RECORDED INFORMATION>

-- begin --

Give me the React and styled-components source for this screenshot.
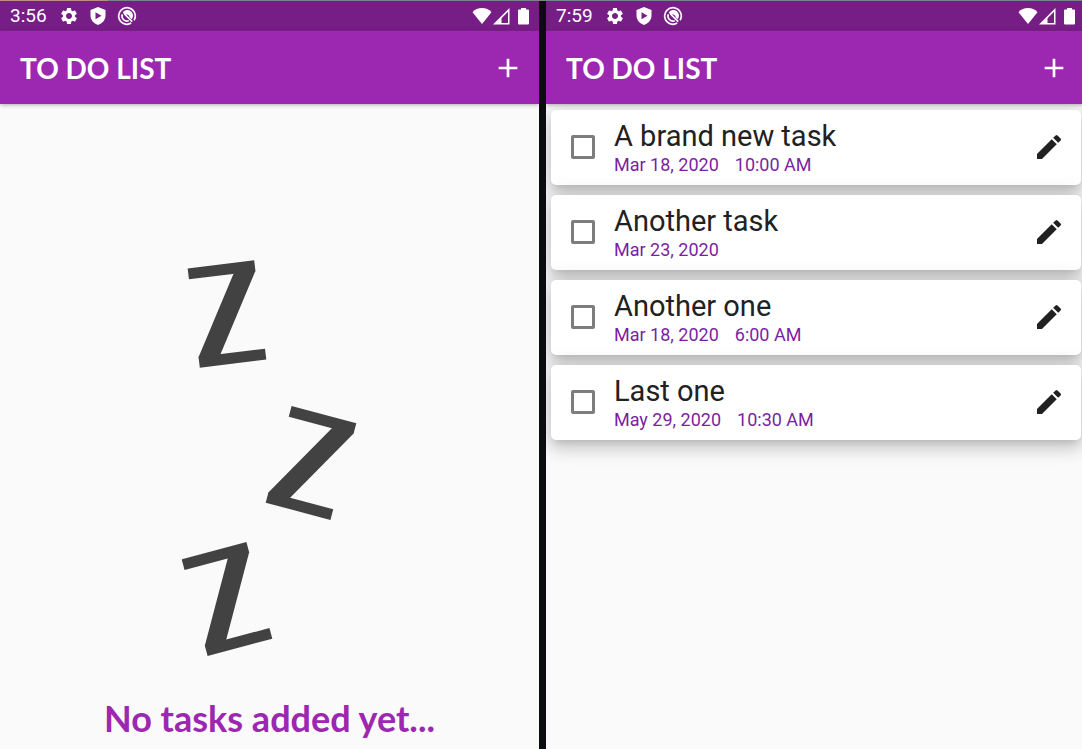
import React from 'react';
import styled, { createGlobalStyle } from 'styled-components';
import { MdSettings, MdAdd, MdEdit } from 'react-icons/md';

const purple = '#9c27b0';

const Global = createGlobalStyle`
  * { box-sizing: border-box; }
  body { margin: 0; background: #fafafa; }
  button, input { font: inherit; margin: 0; }
`;

const Viewport = styled.div`
  display: flex;
  flex-direction: column;
  min-height: 100vh;
  overflow: clip;
`;
const TopEdge = styled.div`
  height: 1px;
  background: linear-gradient(90deg, #b98c86 10%, #78838c 10%);
`;
const Board = styled.main`
  display: grid;
  grid-template-columns: 1fr 1fr;
  column-gap: 7px;
  flex: 1;
  width: calc(100% + 3px);
  background: #0b0c10;
  font-family: Roboto, sans-serif;
`;
const Screen = styled.section`
  display: flex;
  flex-direction: column;
  background: #fafafa;
  overflow: clip;
`;
const StatusBar = styled.div`
  display: flex;
  align-items: center;
  height: 30px;
  padding: 0 10px;
  background: #761e85;
  color: #fff;
  border-bottom: 1px solid #84208f;
`;
const Clock = styled.time`
  font-size: 19px;
  line-height: 20px;
  margin-right: 12px;
`;
const Notices = styled.div`
  display: flex;
  align-items: center;
  gap: 9px;
  flex: 1;
`;
const Signals = styled.div`
  display: flex;
  align-items: center;
  gap: 1px;
`;
const BatterySlot = styled.span`
  display: flex;
  margin-left: 7px;
`;
const AppBar = styled.header`
  position: relative;
  display: flex;
  align-items: center;
  justify-content: space-between;
  height: 73px;
  padding: 0 15px 0 20px;
  background: ${purple};
  color: #fff;
  box-shadow: 0 1px 4px rgba(0, 0, 0, 0.3);
`;
const Title = styled.h1`
  margin: 0;
  font: 700 28px/36px Lato, sans-serif;
`;
const IconButton = styled.button`
  display: flex;
  align-items: center;
  justify-content: center;
  width: 32px;
  height: 32px;
  padding: 0;
  border: 0;
  background: none;
  color: ${(p) => p.$color};
`;
const Empty = styled.div`
  display: flex;
  flex: 1;
  flex-direction: column;
  align-items: center;
  padding-top: 156px;
`;
const EmptyText = styled.p`
  margin: 40px 0 0;
  font: 700 36px/44px Lato, sans-serif;
  color: ${purple};
`;
const List = styled.ul`
  display: flex;
  flex-direction: column;
  gap: 10px;
  margin: 0;
  padding: 6px 4px 0 5px;
  list-style: none;
`;
const Card = styled.li`
  display: flex;
  align-items: center;
  padding: 8px 16px 10px 20px;
  border-radius: 5px;
  background: #fff;
  box-shadow: 0 5px 6px -3px rgba(0, 0, 0, 0.1), 0 8px 16px 1px rgba(0, 0, 0, 0.12),
    0 3px 22px 3px rgba(0, 0, 0, 0.12);
`;
const Check = styled.input`
  appearance: none;
  width: 24px;
  height: 24px;
  border: 3px solid #7d7d7d;
  border-radius: 2px;
  background: #fff;
`;
const TaskLabel = styled.label`
  flex: 1;
  margin-left: 19px;
`;
const TaskName = styled.span`
  display: block;
  font-size: 29px;
  line-height: 36px;
  color: #212121;
`;
const TaskDue = styled.span`
  display: flex;
  gap: 16px;
  font-size: 18px;
  line-height: 21px;
  color: #7b1fa2;
`;

function Shield() {
  return (
    <svg width="20" height="20" viewBox="0 0 20 20" aria-hidden="true">
      <path fill="#fff" fillRule="evenodd" d="M10 1 17.500 4v5.500c0 4.500-3.200 8-7.500 9.500-4.300-1.500-7.500-5-7.500-9.500V4zM7.500 6.300v7l6-3.500z" />
    </svg>
  );
}
function Radar() {
  return (
    <svg width="20" height="20" viewBox="0 0 20 20" aria-hidden="true" fill="none" stroke="#fff">
      <path strokeWidth="1.700" d="M14.200 17.100A8.300 8.300 0 1 1 17.100 14.200" />
      <path strokeWidth="1.600" d="M11.800 14.700A5 5 0 0 1 5.300 8.300" />
      <path strokeWidth="1.700" d="M7.500 8 15.200 15.700" />
      <path fill="#fff" stroke="none" d="M5.800 6.200A5.700 5.700 0 0 1 14.800 13.300L12.600 11.400C12.800 9.600 11 8 9 8.600L7.400 9z" />
    </svg>
  );
}
function Wifi() {
  return (
    <svg width="20" height="18" viewBox="0 0 20 18" aria-hidden="true">
      <path fill="#fff" d="M10 17 .5 5.200C3 2.400 6.200 1 10 1s7 1.400 9.500 4.200z" />
    </svg>
  );
}
function Cell() {
  return (
    <svg width="17" height="18" viewBox="0 0 17 18" aria-hidden="true">
      <path fill="#fff" fillRule="evenodd" d="M0 17.500 16.500 1v16.500zM15 4.700 8.500 11.200V16H15z" />
    </svg>
  );
}
function Battery() {
  return (
    <svg width="11" height="18" viewBox="0 0 11 18" aria-hidden="true">
      <path fill="#fff" d="M3 1h5v1.500h2q1 0 1 1v13q0 1-1 1H1q-1 0-1-1v-13q0-1 1-1h2z" />
    </svg>
  );
}

const marks = [
  { x: 45, y: 54, turn: -7 },
  { x: 129, y: 203, turn: 15 },
  { x: 45, y: 339, turn: -15 },
];

function SleepDrawing() {
  return (
    <svg width="176" height="396" viewBox="0 0 176 396" role="img" aria-label="Sleeping" fill="#424242">
      {marks.map((m) => (
        <g key={m.y} transform={`translate(${m.x} ${m.y}) rotate(${m.turn})`}>
          <rect x="-33.500" y="-50" width="67" height="11" />
          <rect x="-11" y="-39.500" width="22" height="79" transform="skewX(-29.700)" />
          <rect x="-10" y="-41" width="20" height="82" transform="skewX(-29.700)" />
          <rect x="-33.500" y="39" width="67" height="11" />
        </g>
      ))}
    </svg>
  );
}

function Phone({ time, children }) {
  return (
    <Screen>
      <StatusBar>
        <Clock>{time}</Clock>
        <Notices>
          <MdSettings size={20} />
          <Shield />
          <Radar />
        </Notices>
        <Signals>
          <Wifi />
          <Cell />
          <BatterySlot>
            <Battery />
          </BatterySlot>
        </Signals>
      </StatusBar>
      <AppBar>
        <Title>TO DO LIST</Title>
        <IconButton type="button" aria-label="Add task" $color="#fff">
          <MdAdd size={34} />
        </IconButton>
      </AppBar>
      {children}
    </Screen>
  );
}

const tasks = [
  { name: 'A brand new task', date: 'Mar 18, 2020', time: '10:00 AM' },
  { name: 'Another task', date: 'Mar 23, 2020' },
  { name: 'Another one', date: 'Mar 18, 2020', time: '6:00 AM' },
  { name: 'Last one', date: 'May 29, 2020', time: '10:30 AM' },
];

export default function App() {
  return (
    <Viewport>
      <Global />
      <TopEdge />
      <Board>
        <Phone time="3:56">
          <Empty>
            <SleepDrawing />
            <EmptyText>No tasks added yet...</EmptyText>
          </Empty>
        </Phone>
        <Phone time="7:59">
          <List>
            {tasks.map((t, i) => (
              <Card key={t.name}>
                <Check type="checkbox" id={`task-${i}`} />
                <TaskLabel htmlFor={`task-${i}`}>
                  <TaskName>{t.name}</TaskName>
                  <TaskDue>
                    <span>{t.date}</span>
                    {t.time && <span>{t.time}</span>}
                  </TaskDue>
                </TaskLabel>
                <IconButton type="button" aria-label={`Edit ${t.name}`} $color="#212121">
                  <MdEdit size={32} />
                </IconButton>
              </Card>
            ))}
          </List>
        </Phone>
      </Board>
    </Viewport>
  );
}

-- end --

PROBLEM>
Write out an exact copy of the listing, first line through the line containing "const purple = '#9c27b0';", with the pictures left out.

RESPONSE BELOW>
Give me the React and styled-components source for this screenshot.
import React from 'react';
import styled, { createGlobalStyle } from 'styled-components';
import { MdSettings, MdAdd, MdEdit } from 'react-icons/md';

const purple = '#9c27b0';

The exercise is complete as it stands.